Quando aquele que ouviu faz algum tipo de intervenção que só é possível para quem captou e entendeu uma comunicação, isso mostra de maneira convincente que realmente a captou e elaborou o que captou. Por exemplo, um comentário pertinente ou uma mudança no modo de agir na direção daquilo que o interlocutor apontou indica com segurança que a comunicação foi recebida e elaborada por quem a recebeu.

Ouvir de verdade

Usar técnicas para ouvir ativamente tem três inconvenientes: (1) exige esforço para prestar atenção a algo que, em si, não desperta atenção e para representar aquilo que as técnicas exigem. (2) Uma vez que o ouvinte comece a simular ou a fingir interesse, ai aumenta a chance do interesse não aparecer. O esforço pode ficar muito desconfortável e esse desconforto atrapalha a apreciação de coisas agradáveis que venham a ser comunicadas pelo interlocutor e (3) o esforço tolhe a criatividade. Em geral quem esta esforçando só produz o mínimo para atender os requisitos. Quem está se comportando naturalmente maximiza a sua criatividade.
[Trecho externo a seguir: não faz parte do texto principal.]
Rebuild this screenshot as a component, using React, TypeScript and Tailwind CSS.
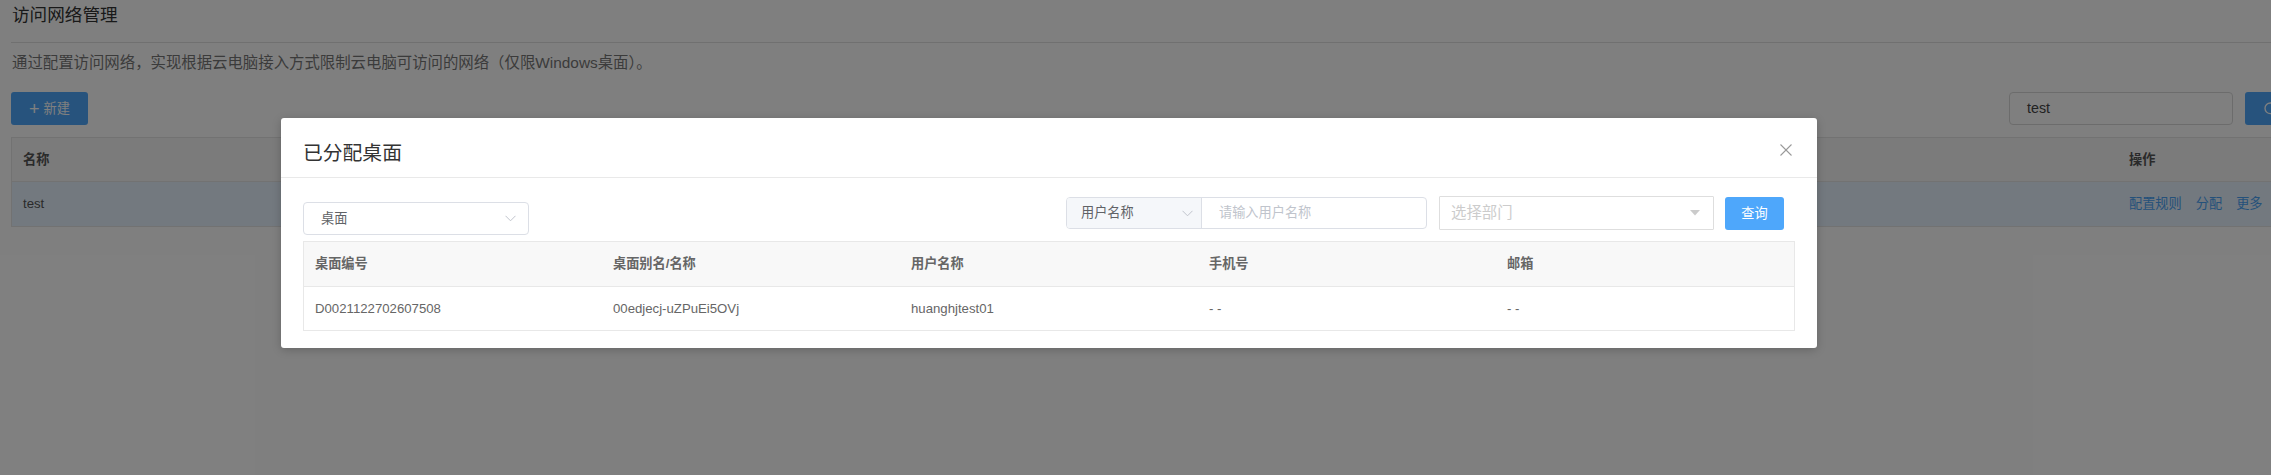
import { Search } from 'lucide-react'

const font = { fontFamily: '"Liberation Sans", "Noto Sans CJK SC", sans-serif' }

const Chevron = () => (
  <svg width="11" height="7" viewBox="0 0 11 7" fill="none">
    <polyline points="0.5,0.8 5.5,5.8 10.5,0.8" stroke="#c0c4cc" strokeWidth="1" />
  </svg>
)

const columns = ['桌面编号', '桌面别名/名称', '用户名称', '手机号', '邮箱']
const rows = [['D0021122702607508', '00edjecj-uZPuEi5OVj', 'huanghjtest01', '- -', '- -']]

const AssignedDesktopModal = () => (
  <div className="absolute left-[281px] top-[118px] w-[1536px] bg-white rounded-[3px] shadow-[0_2px_10px_rgba(0,0,0,0.2)]">
    {/* header */}
    <div className="relative h-[60px] border-b border-[#e9e9e9] px-[22px] pt-[20px]">
      <h3 className="text-[19.8px] leading-[30px] text-[#333] font-normal">已分配桌面</h3>
      <button className="absolute right-[25px] top-[26px] w-[12px] h-[12px]">
        <svg width="12" height="12" viewBox="0 0 12 12">
          <line x1="0.5" y1="0.5" x2="11.5" y2="11.5" stroke="#9a9a9a" strokeWidth="1.1" />
          <line x1="11.5" y1="0.5" x2="0.5" y2="11.5" stroke="#9a9a9a" strokeWidth="1.1" />
        </svg>
      </button>
    </div>

    {/* body */}
    <div className="px-[22px] pt-[18px] pb-[17px]">
      <div className="flex justify-between">
        <div className="mt-[6px] w-[226px] h-[33px] border border-[#dcdfe6] rounded-[4px] flex items-center justify-between pl-[17px] pr-[12px]">
          <span className="text-[13.2px] text-[#606266]">桌面</span>
          <Chevron />
        </div>

        <div className="flex items-start mr-[11px]">
          <div className="mt-px flex h-[32px] w-[361px] border border-[#dcdfe6] rounded-[4px] overflow-hidden">
            <div className="w-[135px] bg-[#f5f7fa] border-r border-[#dcdfe6] flex items-center justify-between pl-[14px] pr-[8px]">
              <span className="text-[13.2px] text-[#606266]">用户名称</span>
              <Chevron />
            </div>
            <div className="flex-1 flex items-center pl-[17px]">
              <span className="text-[13.2px] text-[#c0c4cc]">请输入用户名称</span>
            </div>
          </div>
          <div className="ml-[12px] w-[275px] h-[34px] border border-[#dedede] rounded-[1px] flex items-center justify-between pl-[11px] pr-[13px]">
            <span className="text-[15.4px] text-[#cccccc]">选择部门</span>
            <svg width="10" height="6" viewBox="0 0 10 6">
              <polygon points="0,0 10,0 5,5.5" fill="#cbcbcb" />
            </svg>
          </div>
          <button className="ml-[11px] mt-px w-[59px] h-[33px] rounded-[3px] bg-[#4ea7fb] text-white text-[13.2px]">
            查询
          </button>
        </div>
      </div>

      <div className="mt-[6px] border border-[#e8e8e8]">
        <div className="grid grid-cols-5 h-[45px] bg-[#f8f8f8] border-b border-[#e8e8e8] items-center">
          {columns.map((c) => (
            <div key={c} className="px-[11px] text-[13.2px] font-bold text-[#666]">
              {c}
            </div>
          ))}
        </div>
        {rows.map((r) => (
          <div key={r[0]} className="grid grid-cols-5 h-[43px] items-center">
            {r.map((cell, i) => (
              <div key={i} className="px-[11px] text-[13.2px] text-[#666]">
                {cell}
              </div>
            ))}
          </div>
        ))}
      </div>
    </div>
  </div>
)

export default function App() {
  return (
    <div className="relative w-full h-[475px] overflow-hidden bg-white" style={font}>
      <div className="w-[2330px] px-[11px]">
        <div className="h-[43px] border-b border-[#e0e0e0] pt-[2px]">
          <h2 className="text-[17.6px] leading-[26px] text-[#333] pl-px">访问网络管理</h2>
        </div>

        <p className="mt-[8px] text-[15.4px] leading-[24px] text-[#777] pl-px">
          通过配置访问网络，实现根据云电脑接入方式限制云电脑可访问的网络（仅限Windows桌面）。
        </p>

        <div className="mt-[17px] flex justify-between items-center">
          <button className="w-[77px] h-[33px] rounded-[3px] bg-[#4ea7fb] text-white text-[13.2px] flex items-center justify-center gap-[4px]">
            <span className="text-[18px] leading-none font-light">+</span>
            <span>新建</span>
          </button>
          <div className="flex items-center">
            <div className="w-[224px] h-[33px] border border-[#d9d9d9] rounded-[4px] flex items-center pl-[17px] text-[14.3px] text-[#444]">
              test
            </div>
            <button className="ml-[12px] w-[74px] h-[33px] rounded-[3px] bg-[#4ea7fb] flex items-center justify-start pl-[18px]">
              <Search size={16} color="white" strokeWidth={2} />
            </button>
          </div>
        </div>

        <div className="mt-[12px] border border-[#e5e5e5]">
          <div className="grid grid-cols-[1fr_200px] h-[44px] bg-[#f6f6f6] border-b border-[#e5e5e5] items-center">
            <div className="px-[11px] text-[13.2px] font-bold text-[#555]">名称</div>
            <div className="px-[11px] text-[13.2px] font-bold text-[#555]">操作</div>
          </div>
          <div className="grid grid-cols-[1fr_200px] h-[44px] bg-[#e6f3ff] items-center">
            <div className="px-[11px] text-[13.2px] text-[#555]">test</div>
            <div className="px-[11px] text-[13.2px] text-[#4aa2f5] flex gap-[14px]">
              <span>配置规则</span>
              <span>分配</span>
              <span>更多</span>
            </div>
          </div>
        </div>
      </div>

      <div className="absolute inset-0 bg-black/50" />
      <AssignedDesktopModal />
    </div>
  )
}
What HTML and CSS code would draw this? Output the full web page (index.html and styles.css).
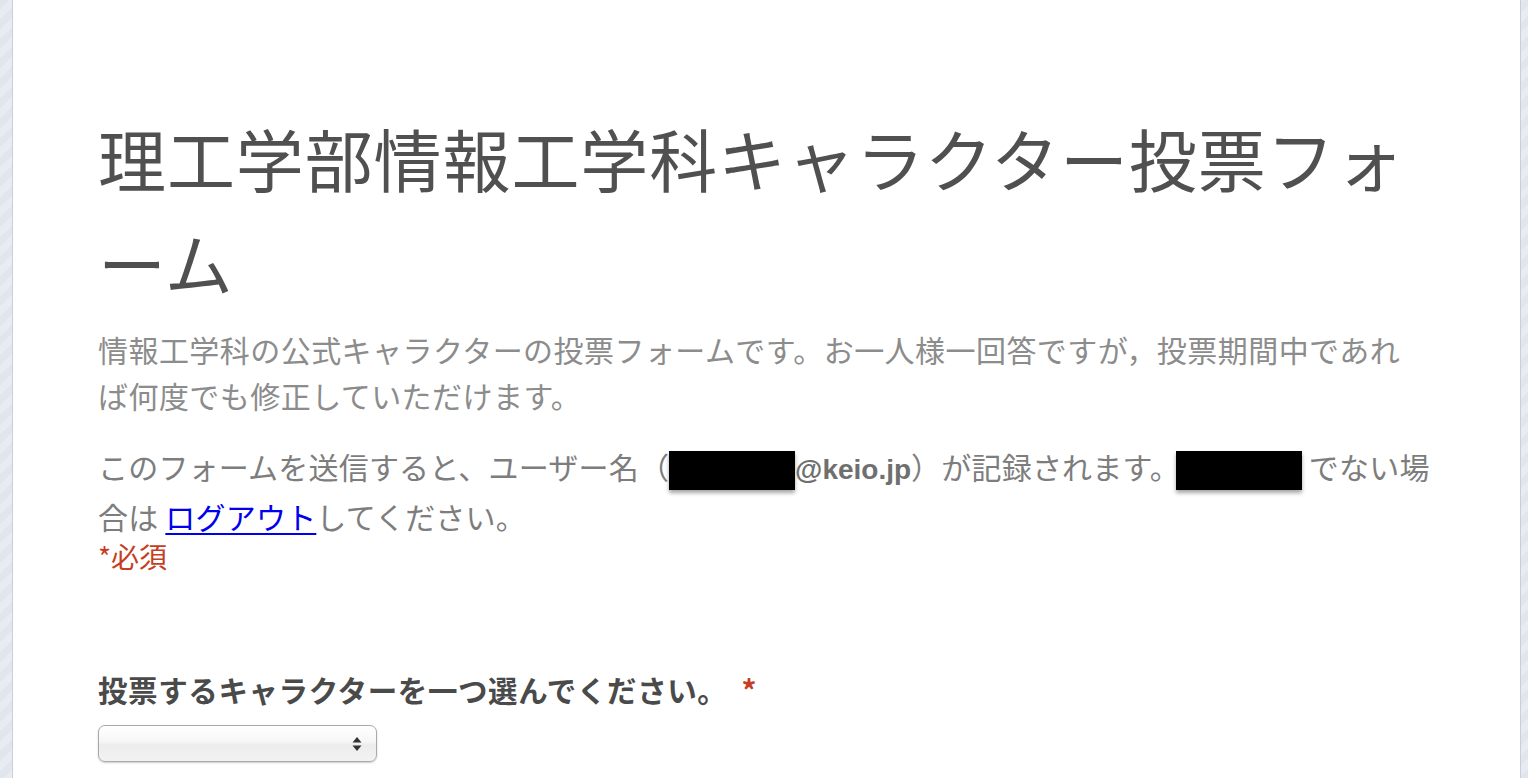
FILE: index.html
```html
<!DOCTYPE html>
<html lang="ja">
<head>
    <meta charset="UTF-8">
    <title>理工学部情報工学科キャラクター投票フォーム</title>
    <link rel="stylesheet" href="styles.css">
</head>
<body>
    <div class="form-sheet">
        <div class="form-body">
            <h1 class="form-title">理工学部情報工学科キャラクター投票フォーム</h1>
            <div class="form-desc">情報工学科の公式キャラクターの投票フォームです。お一人様一回答ですが，投票期間中であれ<br>ば何度でも修正していただけます。</div>
            <div class="login-notice">このフォームを送信すると、ユーザー名（<span class="redact"></span><b class="mail">@keio.jp</b>）が記録されます。<span class="redact redact-second"></span> でない場合は <a href="#">ログアウト</a>してください。</div>
            <div class="required-note">*必須</div>

            <div class="question">
                <label class="q-label" for="character">投票するキャラクターを一つ選んでください。<span class="q-star">*</span></label>
                <div class="select-box" id="character">
                    <svg width="10" height="16" viewBox="0 0 10 16"><path d="M5 1L9.5 6.5H0.5Z M5 15L9.5 9.5H0.5Z" fill="#333"/></svg>
                </div>
            </div>
        </div>
    </div>
</body>
</html>
```

FILE: styles.css
```css
/* old google forms look, screenshot scale */
html, body { margin: 0; padding: 0; }
body { background: repeating-linear-gradient(-45deg, #e1e5ee 0, #e1e5ee 7px, #e8ebf2 7px, #e8ebf2 14px); font-family: "Noto Sans CJK JP", sans-serif; overflow: hidden; }
.form-sheet { margin: 0 7px 0 12px; background: #fff; border-left: 1px solid #c9ced8; border-right: 1px solid #c9ced8; min-height: 100vh; box-sizing: border-box; padding: 106px 0 0 85px; }
.form-body { width: 1345px; }
.form-title { margin: 0; font-size: 68px; line-height: 104px; font-weight: 400; letter-spacing: 0.9px; color: #505050; }
.form-desc { margin-top: 12px; font-size: 30px; line-height: 46px; letter-spacing: 0.45px; color: #8c8c8c; }
.login-notice { margin-top: 25px; font-size: 30px; line-height: 47px; letter-spacing: 0.2px; color: #7d7d7d; }
.login-notice a { color: #0000ee; text-decoration: underline; text-underline-offset: 4px; text-decoration-thickness: 2px; }
.mail { font-family: "Liberation Sans", Arial, sans-serif; font-size: 28px; letter-spacing: 0; color: #6f6f6f; }
.redact { display: inline-block; width: 126px; height: 39px; background: #000; vertical-align: -11px; box-shadow: 0 3px 4px rgba(0, 0, 0, 0.35); }
.redact-second { margin-left: -4px; }
.required-note { font-size: 28px; line-height: 32px; color: #c53d22; }
.question { margin-top: 97px; }
.q-label { display: block; font-size: 29.5px; line-height: 40px; font-weight: bold; letter-spacing: 0.6px; color: #4a4a4a; }
.q-star { color: #c53d22; margin-left: 14px; }
.select-box { margin-top: 16px; width: 279px; height: 37px; box-sizing: border-box; border: 1px solid #a9a9a9; border-radius: 7px; background: linear-gradient(#ffffff, #f6f6f6 45%, #ececec 55%, #f3f3f3); box-shadow: 0 1px 2px rgba(0, 0, 0, 0.2); display: flex; align-items: center; justify-content: flex-end; padding-right: 14px; }
```
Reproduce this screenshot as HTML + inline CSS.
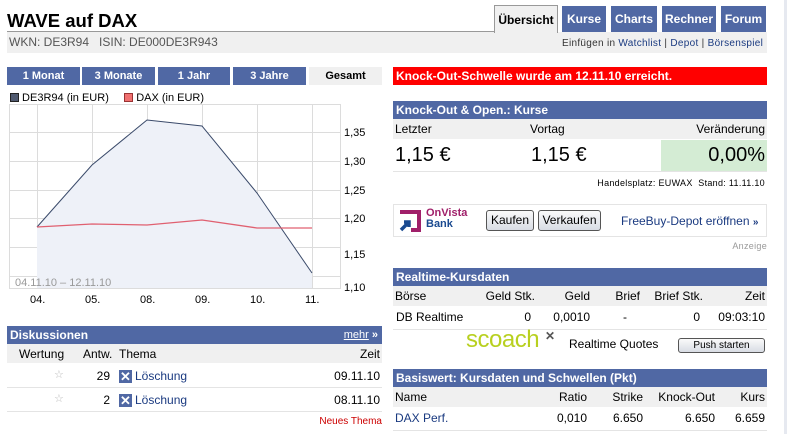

Às vezes, vale a pena usar técnicas para ouvir ativamente mesmo quando há pouco interesse no que está sendo dito. Por exemplo, isso dá chances para o envolvimento naquilo que o outro está dizendo. É como esforçar-se para ler as primeiras páginas de um livro que não é imediatamente interessante. Existe a possibilidade de que depois ele se torne interessante.